Vagrant - Setting up and tearing down development environments on the fly

#programming #elasticsearch #apache kafka #apache storm

I try a lot of new things and this trying new things forces me to install something new. I hate installing new packages/frameworks just because I want to try it. Nothing is removed cleanly later and your OS is left with configuration files, user files, hidden directories and lot more trash created by this new package. I hate that!

Up till now, I had no option. I used to install, then remove and after a while lot of unwanted files would be lying here and there. My solution was to format my computer once in a while and start afresh (ruthless solution, but works).

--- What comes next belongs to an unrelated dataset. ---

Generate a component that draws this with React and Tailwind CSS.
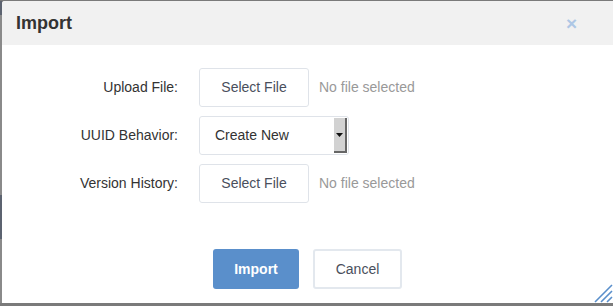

Recently I joined Frrole.ai, an AI startup that specialized in providing insights from social data. As this is a small company, lot of my time goes in managing the server infrastructure. Creating dev/testing environments, adding machines, creating new clusters, etc. When I started here, I had little idea of how to manage infrastructure. While not exactly part of my job description, I started exploring this realm. Soon I was introduced to two beautiful tools - Vagrant and Ansible.

Here’s Vagrant’s introduction from it’s official docs:

Vagrant is a tool for building and managing virtual machine environments in a single workflow. With an easy-to-use workflow and focus on automation, Vagrant lowers development environment setup time, increases production parity, and makes the “works on my machine” excuse a relic of the past.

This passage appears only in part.